The exercise: For the listing below, give the count of lines containing "page", and no other text.

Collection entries
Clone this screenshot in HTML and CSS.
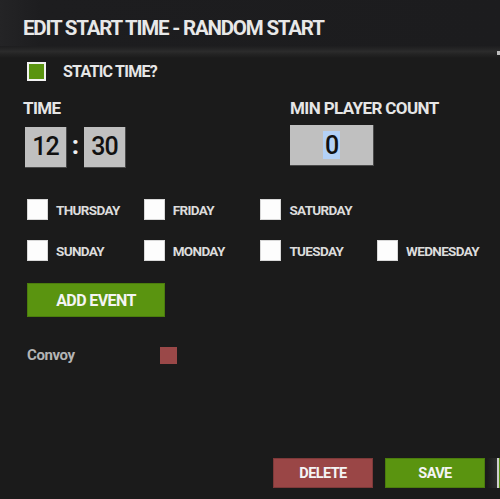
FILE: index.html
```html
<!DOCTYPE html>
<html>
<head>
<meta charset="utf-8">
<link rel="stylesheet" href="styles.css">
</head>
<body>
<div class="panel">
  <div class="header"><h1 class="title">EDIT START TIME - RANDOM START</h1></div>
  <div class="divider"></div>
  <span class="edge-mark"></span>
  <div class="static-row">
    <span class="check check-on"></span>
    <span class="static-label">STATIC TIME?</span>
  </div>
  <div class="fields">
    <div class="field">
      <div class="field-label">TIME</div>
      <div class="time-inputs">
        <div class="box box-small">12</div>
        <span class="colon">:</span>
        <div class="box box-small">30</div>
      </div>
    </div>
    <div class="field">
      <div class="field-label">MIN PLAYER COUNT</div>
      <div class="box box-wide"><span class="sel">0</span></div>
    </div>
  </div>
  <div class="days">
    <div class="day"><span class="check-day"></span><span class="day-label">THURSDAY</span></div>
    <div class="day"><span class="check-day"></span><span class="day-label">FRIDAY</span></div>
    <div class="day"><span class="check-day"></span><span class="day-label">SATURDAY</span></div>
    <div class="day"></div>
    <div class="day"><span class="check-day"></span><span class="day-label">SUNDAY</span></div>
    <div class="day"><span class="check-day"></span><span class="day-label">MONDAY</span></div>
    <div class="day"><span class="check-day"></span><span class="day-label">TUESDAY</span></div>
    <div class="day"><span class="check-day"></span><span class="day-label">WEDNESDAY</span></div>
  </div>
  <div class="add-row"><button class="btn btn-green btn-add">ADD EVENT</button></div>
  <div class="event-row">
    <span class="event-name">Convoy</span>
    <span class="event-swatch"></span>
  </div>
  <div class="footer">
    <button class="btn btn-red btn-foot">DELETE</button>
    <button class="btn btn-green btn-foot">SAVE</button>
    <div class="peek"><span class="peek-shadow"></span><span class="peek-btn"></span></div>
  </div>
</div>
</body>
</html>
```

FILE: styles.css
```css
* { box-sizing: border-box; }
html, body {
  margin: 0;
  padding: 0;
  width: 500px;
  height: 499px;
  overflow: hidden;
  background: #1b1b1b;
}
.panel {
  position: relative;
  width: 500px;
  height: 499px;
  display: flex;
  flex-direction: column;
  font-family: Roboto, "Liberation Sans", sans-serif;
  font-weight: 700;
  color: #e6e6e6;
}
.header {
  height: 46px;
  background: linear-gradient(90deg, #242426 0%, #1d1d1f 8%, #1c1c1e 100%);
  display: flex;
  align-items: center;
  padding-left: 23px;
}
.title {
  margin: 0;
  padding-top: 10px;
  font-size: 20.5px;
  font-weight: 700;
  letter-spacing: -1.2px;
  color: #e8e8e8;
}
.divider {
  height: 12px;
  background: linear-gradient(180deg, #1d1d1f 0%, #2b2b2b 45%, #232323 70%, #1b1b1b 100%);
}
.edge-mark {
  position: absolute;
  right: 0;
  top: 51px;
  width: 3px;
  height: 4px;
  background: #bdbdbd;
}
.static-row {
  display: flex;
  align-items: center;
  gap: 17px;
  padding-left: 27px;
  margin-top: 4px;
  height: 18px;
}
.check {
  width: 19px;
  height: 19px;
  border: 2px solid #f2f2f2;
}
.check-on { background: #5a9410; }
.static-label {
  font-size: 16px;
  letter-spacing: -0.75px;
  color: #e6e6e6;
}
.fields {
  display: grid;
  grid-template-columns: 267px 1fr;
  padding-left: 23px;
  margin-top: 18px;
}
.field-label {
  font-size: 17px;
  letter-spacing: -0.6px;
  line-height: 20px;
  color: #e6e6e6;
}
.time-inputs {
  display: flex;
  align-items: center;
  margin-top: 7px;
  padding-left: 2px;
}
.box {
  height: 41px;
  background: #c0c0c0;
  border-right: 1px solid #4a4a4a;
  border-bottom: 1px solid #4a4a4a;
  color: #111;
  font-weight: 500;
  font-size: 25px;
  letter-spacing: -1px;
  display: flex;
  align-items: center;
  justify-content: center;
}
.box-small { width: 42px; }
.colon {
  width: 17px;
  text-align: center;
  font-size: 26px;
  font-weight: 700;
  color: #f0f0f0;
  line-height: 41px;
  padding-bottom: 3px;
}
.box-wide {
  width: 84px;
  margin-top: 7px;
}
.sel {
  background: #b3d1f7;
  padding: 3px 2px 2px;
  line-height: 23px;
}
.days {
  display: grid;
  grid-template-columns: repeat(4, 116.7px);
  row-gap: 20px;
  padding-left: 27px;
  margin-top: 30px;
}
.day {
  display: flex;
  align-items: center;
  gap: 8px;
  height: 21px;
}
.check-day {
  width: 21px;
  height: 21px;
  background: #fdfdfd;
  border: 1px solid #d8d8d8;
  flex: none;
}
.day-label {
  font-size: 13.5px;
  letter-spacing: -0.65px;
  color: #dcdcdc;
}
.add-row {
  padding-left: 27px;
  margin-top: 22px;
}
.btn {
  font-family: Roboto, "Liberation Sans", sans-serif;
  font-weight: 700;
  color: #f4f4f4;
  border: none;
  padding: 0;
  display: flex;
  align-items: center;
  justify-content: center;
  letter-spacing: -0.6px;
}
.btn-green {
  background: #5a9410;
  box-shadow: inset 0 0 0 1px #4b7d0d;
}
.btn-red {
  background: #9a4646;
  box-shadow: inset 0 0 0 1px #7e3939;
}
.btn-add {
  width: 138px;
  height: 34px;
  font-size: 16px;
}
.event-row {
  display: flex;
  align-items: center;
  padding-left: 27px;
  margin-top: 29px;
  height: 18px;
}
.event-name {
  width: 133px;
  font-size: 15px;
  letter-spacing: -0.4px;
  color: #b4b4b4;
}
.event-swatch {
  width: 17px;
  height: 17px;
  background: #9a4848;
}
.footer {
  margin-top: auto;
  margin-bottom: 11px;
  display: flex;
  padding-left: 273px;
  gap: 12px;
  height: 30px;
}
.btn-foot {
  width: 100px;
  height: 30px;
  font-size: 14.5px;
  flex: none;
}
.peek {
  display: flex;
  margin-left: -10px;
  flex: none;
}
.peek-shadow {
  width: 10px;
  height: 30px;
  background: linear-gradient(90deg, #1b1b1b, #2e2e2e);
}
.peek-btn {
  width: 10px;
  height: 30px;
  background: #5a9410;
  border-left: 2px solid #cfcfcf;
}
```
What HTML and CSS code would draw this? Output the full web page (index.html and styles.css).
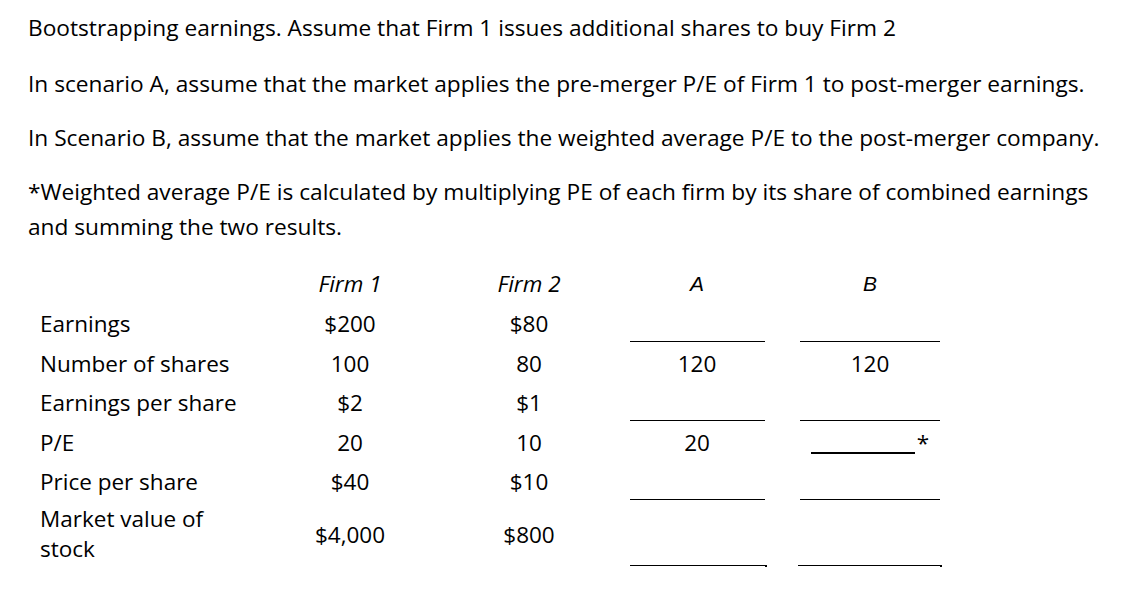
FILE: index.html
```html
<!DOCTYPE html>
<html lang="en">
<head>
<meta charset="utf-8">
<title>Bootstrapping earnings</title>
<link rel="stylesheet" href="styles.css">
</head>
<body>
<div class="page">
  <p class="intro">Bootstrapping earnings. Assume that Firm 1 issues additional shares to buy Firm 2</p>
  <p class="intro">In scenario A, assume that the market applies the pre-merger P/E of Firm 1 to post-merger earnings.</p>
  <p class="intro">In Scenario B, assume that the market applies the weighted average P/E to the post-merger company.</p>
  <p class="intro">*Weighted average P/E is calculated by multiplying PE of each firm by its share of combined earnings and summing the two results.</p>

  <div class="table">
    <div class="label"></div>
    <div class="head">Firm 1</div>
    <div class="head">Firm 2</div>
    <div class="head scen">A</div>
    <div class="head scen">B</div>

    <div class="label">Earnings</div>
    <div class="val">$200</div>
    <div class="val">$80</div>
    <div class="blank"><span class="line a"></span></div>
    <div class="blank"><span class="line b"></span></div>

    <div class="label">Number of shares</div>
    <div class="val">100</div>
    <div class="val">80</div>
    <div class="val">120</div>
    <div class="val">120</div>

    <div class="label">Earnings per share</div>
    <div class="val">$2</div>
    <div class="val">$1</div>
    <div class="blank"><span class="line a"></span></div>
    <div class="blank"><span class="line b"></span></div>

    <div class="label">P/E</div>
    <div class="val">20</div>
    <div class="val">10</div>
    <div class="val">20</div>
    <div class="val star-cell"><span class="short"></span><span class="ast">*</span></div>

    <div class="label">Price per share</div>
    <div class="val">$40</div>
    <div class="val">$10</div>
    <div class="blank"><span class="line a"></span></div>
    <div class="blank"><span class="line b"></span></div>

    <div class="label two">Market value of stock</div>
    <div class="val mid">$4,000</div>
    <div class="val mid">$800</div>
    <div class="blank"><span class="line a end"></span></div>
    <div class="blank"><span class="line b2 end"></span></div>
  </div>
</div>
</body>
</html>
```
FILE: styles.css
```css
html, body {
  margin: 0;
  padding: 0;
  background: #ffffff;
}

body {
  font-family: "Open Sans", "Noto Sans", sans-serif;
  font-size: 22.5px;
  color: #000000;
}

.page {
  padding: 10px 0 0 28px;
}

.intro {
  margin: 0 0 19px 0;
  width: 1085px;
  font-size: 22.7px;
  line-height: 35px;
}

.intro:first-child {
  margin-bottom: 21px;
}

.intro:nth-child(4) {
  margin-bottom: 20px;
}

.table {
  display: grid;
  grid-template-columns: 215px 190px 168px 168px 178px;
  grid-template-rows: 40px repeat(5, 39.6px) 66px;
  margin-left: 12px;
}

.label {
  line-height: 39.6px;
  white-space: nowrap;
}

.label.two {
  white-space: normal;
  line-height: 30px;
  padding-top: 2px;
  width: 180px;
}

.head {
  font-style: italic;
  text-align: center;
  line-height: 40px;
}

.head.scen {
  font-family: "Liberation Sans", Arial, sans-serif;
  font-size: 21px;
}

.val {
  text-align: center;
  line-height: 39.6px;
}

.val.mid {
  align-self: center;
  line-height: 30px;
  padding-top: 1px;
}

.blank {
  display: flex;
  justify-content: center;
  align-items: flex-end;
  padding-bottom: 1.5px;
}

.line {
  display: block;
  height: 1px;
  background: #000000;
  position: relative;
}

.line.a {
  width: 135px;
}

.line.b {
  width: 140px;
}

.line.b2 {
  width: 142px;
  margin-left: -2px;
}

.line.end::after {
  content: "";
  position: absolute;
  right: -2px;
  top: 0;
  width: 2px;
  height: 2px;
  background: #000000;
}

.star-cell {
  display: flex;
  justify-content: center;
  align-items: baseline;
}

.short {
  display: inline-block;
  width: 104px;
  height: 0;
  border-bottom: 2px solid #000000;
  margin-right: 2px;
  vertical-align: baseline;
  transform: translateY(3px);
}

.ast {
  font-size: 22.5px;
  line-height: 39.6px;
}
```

Output of the exercise: 3